Echoman and the Bunnies?


----------



## allisterfiend (Sep 29, 2011)

weather changes...Dingos dont.

If you take her back, be prepared for her to cheat again and again and again....


----------



## jnj express (Mar 28, 2011)

You are not responsible to your wife, for anything, including her ultimatim about decision making

This is your game, by your rules---If she doesn't like what/when you are doing things---tuff sh*t for her---she is entitled to nothing---BUT FOR what SHE did, you wouldn't even be here talking to us.

What you have to decide is-----Whether the rest of your one trip thru life on this planet---should be with your cheating wife---in which you will go thru years/possibly forever, of no trust, looking over your shoulder, and probably many times, in which you both walk on egg shells

Or with, possibly, this new lady---where right now, you have peace of mind, and hopefully you are carefree when with her, (your present wife may have screwed up that for you, by what she did)---and just maybe you can have a nice future with her----------or-------

Maybe you need to go on your own for a while w/out a serious relationship, and just enjoy dating, and be free and easy about life---------It's all your choice, about how you wanna spend the rest of your life----happy---or probably semi-miserable.


----------



## Mrs. T (Aug 5, 2011)

echoman said:


> mrs t and kenmore thanks for the shake up guess i should get real i'm on it !!!!

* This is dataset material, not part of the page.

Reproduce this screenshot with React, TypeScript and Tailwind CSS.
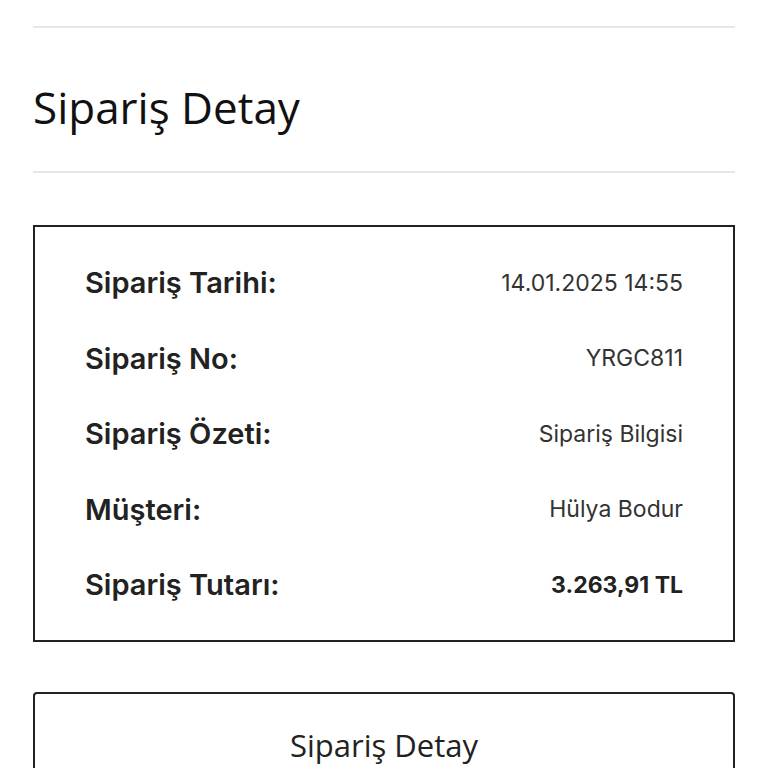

echoman, it's what we call tough love. Certain situations need a little brutal honesty. Seriously, make a move towards happiness and don't look back.


----------



## echoman (Jan 14, 2012)

Thank you again to all for your comments and adviced. Am so pleased to have given this a try. Speaking to friends, relatives etc just messes with your mind. I knew that it had to me 'about me' but still wanted some clarity so thanks for providing this. Grazi


----------